Après avoir raconté l'histoire d'un jeune instituteur envoyé dans une région reculée du Bhoutan dans L'école du bout du monde, le jeune réalisateur poursuit la chronique de son pays à travers cet épisode majeur de son histoire.

Le réalisateur Pawo Choyning Dorji raconte dans ce film aux allures de fable l’introduction de la démocratie auprès des électeurs ruraux de ce petit pays, inventeur du Bonheur National Brut (indice créé par le roi dans les années 1970, afin de concilier l’économie avec les valeurs du bouddhisme, en privilégiant le bien-être des individus).

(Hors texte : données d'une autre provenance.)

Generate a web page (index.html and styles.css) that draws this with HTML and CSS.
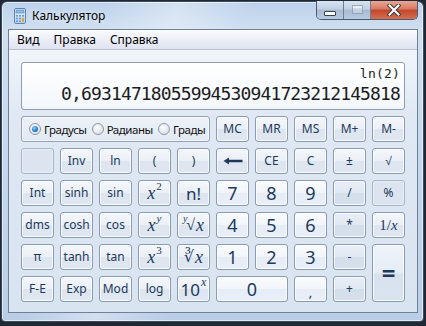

Plusieurs destinées se croisent autour d’un mystérieux fusil issu de la guerre de Sécession nord-américaine. Cette arme, qui passe de main en main, sert de fil conducteur narratif. Objet de multiples convoitises, celle du collectionneur nord-américain bien sûr, mais aussi celle du jeune moine qui se rêve en James Bond et souhaiterait l’échanger contre des AK-47 afin d’imiter son idole, le fusil est à la fois ressort dramatique mais aussi symbole du dérèglement.

À partir d’une situation étonnante - pourquoi diable un lama, qui passe le plus clair de son temps à méditer dans un monastère, aurait-il besoin de fusils ? -, le cinéaste bhoutanais construit très habilement un récit où l’humour, subtil, savoureux, ne manque pas de faire mouche.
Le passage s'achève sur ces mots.